For next time: I'll take a break from Mystery Incorporated and start in on The Lost Room, a miniseries from the Sci-Fi Network back before it became (*shudder*) "SyFy".[7]

________
[1] I'll open the bidding with
The Real Ghostbusters (featuring J. Michael Straczynski on story-editing duties!), which just barely fits into the end of that window.
[2] ... at least, I *think* it's irony.  These days, I'm rarely certain about what is and is not, strictly speaking, irony.
[3] Granted, it was a dwindling audience, but it was dwindling down from a very high number.
[4] ... at the same time, I know I'm wildly misreading the truth of how the business works.  As they say, nobody sets out to make a bad movie.  It's more likely, in scenarios like this, that a distinctive voice just found a way to slip through the creative process without getting noted to death, like the isolated team of Florida animators that made Lilo & Stitch.  And in the case of Mystery Incorporated, they broadcast on Cartoon Network, where they no doubt were going after an audience that went beyond bored toddlers.

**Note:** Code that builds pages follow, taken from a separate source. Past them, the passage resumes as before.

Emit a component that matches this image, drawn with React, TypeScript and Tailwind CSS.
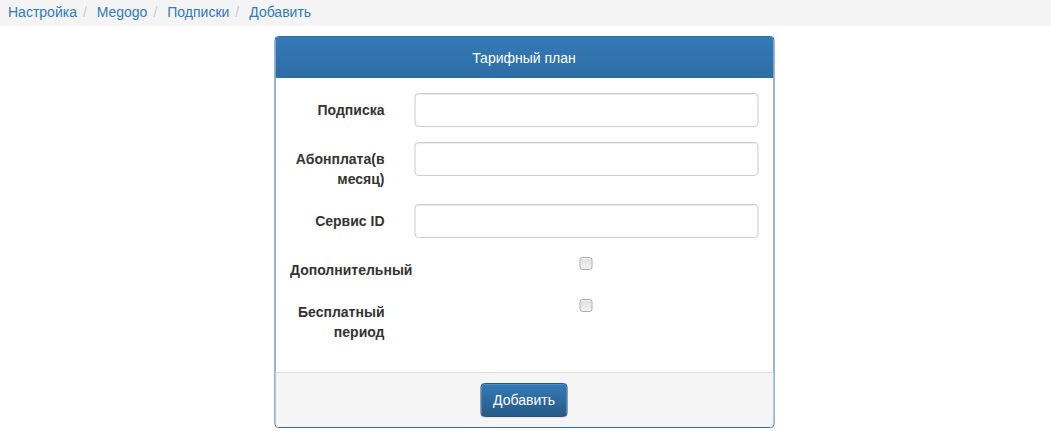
import React from "react";

const Checkbox = () => (
  <span className="mt-[4px] block h-[13px] w-[13px] rounded-[3px] border border-[#a9a9a9] bg-gradient-to-b from-[#dedede] to-[#f3f3f3] shadow-[inset_0_1px_1px_rgba(255,255,255,0.8)]" />
);

const Input = () => (
  <input
    type="text"
    className="block h-[34px] w-full rounded-[4px] border border-[#cccccc] bg-white px-3 text-[14px] shadow-[inset_0_1px_1px_rgba(0,0,0,0.075)] outline-none"
  />
);

const Label = ({ children }: { children: React.ReactNode }) => (
  <label className="w-[124.5px] shrink-0 px-[15px] pt-[7px] text-right text-[14px] font-bold leading-[20px] text-[#333333]">
    {children}
  </label>
);

const Sep = () => (
  <span className="pl-[6px] pr-[10px] text-[#cccccc]">/</span>
);

export default function App() {
  return (
    <div
      className="min-h-[431px] bg-white text-[14px] leading-[20px] text-[#333333]"
      style={{ fontFamily: '"Liberation Sans", Arial, sans-serif' }}
    >
      <div className="flex h-[26px] items-center bg-[#f4f4f4] px-[8px] pb-[2px]">
        <a className="text-[#337ab7]">Настройка</a>
        <Sep />
        <a className="text-[#337ab7]">Megogo</a>
        <Sep />
        <a className="text-[#337ab7]">Подписки</a>
        <Sep />
        <a className="text-[#337ab7]">Добавить</a>
      </div>

      <div className="mx-auto mt-[10px] w-[500px] translate-x-[-1.5px] overflow-hidden rounded-[4px] border border-[#2e6da4] bg-white">
        <div className="flex h-[41px] items-center justify-center bg-gradient-to-b from-[#337ab7] to-[#2e6da4] text-[14px] text-white">
          Тарифный план
        </div>
        <div className="py-[15px]">
          <div className="mb-[15px] flex">
            <Label>Подписка</Label>
            <div className="flex-1 px-[15px]">
              <Input />
            </div>
          </div>
          <div className="mb-[15px] flex">
            <Label>Абонплата(в месяц)</Label>
            <div className="flex-1 px-[15px]">
              <Input />
            </div>
          </div>
          <div className="mb-[15px] flex">
            <Label>Сервис ID</Label>
            <div className="flex-1 px-[15px]">
              <Input />
            </div>
          </div>
          <div className="mb-[15px] flex">
            <Label>
              <span className="whitespace-nowrap">Дополнительный</span>
            </Label>
            <div className="flex flex-1 justify-center px-[15px]">
              <Checkbox />
            </div>
          </div>
          <div className="mb-[15px] flex">
            <Label>Бесплатный период</Label>
            <div className="flex flex-1 justify-center px-[15px]">
              <Checkbox />
            </div>
          </div>
        </div>
        <div className="flex justify-center border-t border-[#dddddd] bg-[#f5f5f5] px-[15px] py-[10px]">
          <button className="h-[34px] rounded-[4px] border border-[#245580] bg-gradient-to-b from-[#337ab7] to-[#265a88] px-[12px] text-[14px] text-white shadow-[inset_0_1px_0_rgba(255,255,255,0.15),0_1px_1px_rgba(0,0,0,0.075)]">
            Добавить
          </button>
        </div>
      </div>
    </div>
  );
}
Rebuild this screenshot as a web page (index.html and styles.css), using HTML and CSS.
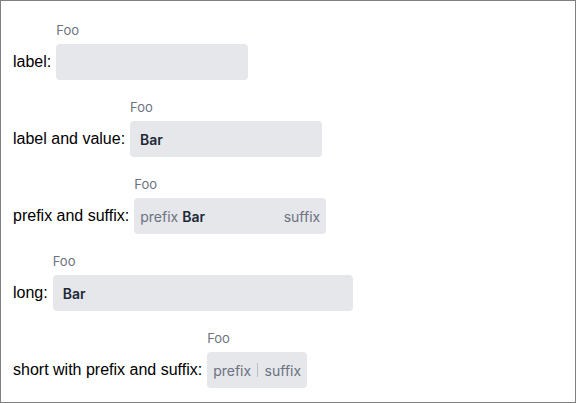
FILE: index.html
```html
<!DOCTYPE html>
<html>
<head>
<meta charset="utf-8">
<link rel="stylesheet" href="styles.css">
</head>
<body>
<div class="frame">
  <div class="row">
    <span class="label">label:</span>
    <div class="field">
      <div class="caption">Foo</div>
      <div class="box"><span class="input"></span></div>
    </div>
  </div>
  <div class="row">
    <span class="label">label and value:</span>
    <div class="field">
      <div class="caption">Foo</div>
      <div class="box"><span class="input">Bar</span></div>
    </div>
  </div>
  <div class="row">
    <span class="label">prefix and suffix:</span>
    <div class="field">
      <div class="caption">Foo</div>
      <div class="box affixed"><span class="affix">prefix</span><span class="input">Bar</span><span class="affix">suffix</span></div>
    </div>
  </div>
  <div class="row">
    <span class="label">long:</span>
    <div class="field">
      <div class="caption">Foo</div>
      <div class="box long"><span class="input">Bar</span></div>
    </div>
  </div>
  <div class="row">
    <span class="label">short with prefix and suffix:</span>
    <div class="field">
      <div class="caption">Foo</div>
      <div class="box affixed short"><span class="affix">prefix</span><span class="input empty"></span><span class="affix">suffix</span></div>
    </div>
  </div>
</div>
</body>
</html>
```

FILE: styles.css
```css
html, body {
  margin: 0;
  padding: 0;
  background: #fff;
}
.frame {
  box-sizing: border-box;
  width: 576px;
  height: 403px;
  border: 1px solid #808080;
  padding: 21px 0 0 12px;
  display: flex;
  flex-direction: column;
  gap: 19px;
}
.row {
  display: flex;
  align-items: flex-end;
  gap: 5px;
}
.label {
  font-family: "Liberation Sans", Arial, sans-serif;
  font-size: 16px;
  line-height: 36px;
  color: #000;
}
.field {
  display: flex;
  flex-direction: column;
  font-family: Inter, "Noto Sans", sans-serif;
}
.caption {
  font-size: 13px;
  line-height: 16px;
  color: #6b7280;
  margin-bottom: 6px;
}
.box {
  box-sizing: border-box;
  width: 192px;
  height: 36px;
  background: #e5e7eb;
  border-radius: 4px;
  display: flex;
  align-items: center;
  padding: 0 6px;
  font-size: 14px;
}
.box.long { width: 300px; }
.box.short { width: 100px; }
.input {
  flex: 1;
  min-width: 0;
  padding: 0 4px;
  font-weight: 600;
  color: #1f2937;
  display: flex;
  align-items: center;
  justify-content: flex-start;
}
.affix {
  color: #6b7280;
}
.input.empty { justify-content: center; }
.input.empty::before {
  content: "";
  width: 1px;
  height: 14px;
  background: #b9bdc5;
}
```
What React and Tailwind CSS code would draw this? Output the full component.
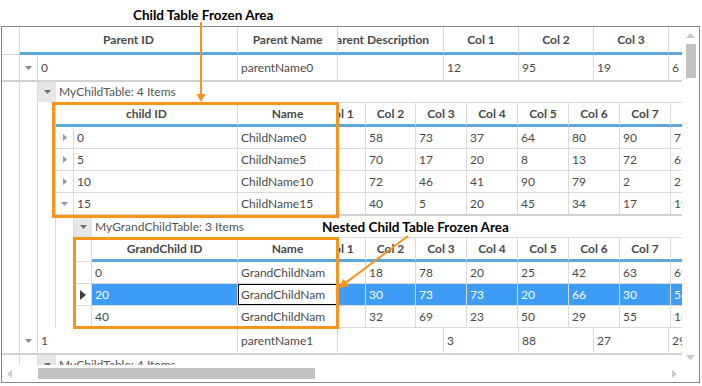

[5] The work they did with Fred here is wonderful -- he was a total nonentity in the original show, and they've reimagined him in this version as a dweebish engineer who's hilariously out of touch with his own feelings.  ("C'mon, Fred, keep repeating it to yourself: you're dead inside, you're dead inside...")
[6] ... a show which, if I recall correctly, had to fight for the privilege of painting their backgrounds on black paper, which nobody did prior to that.  I like to think B:TAS opened the door for these sorts of designs in animation.
[7] ... which I always pronounce in my head as "siffy".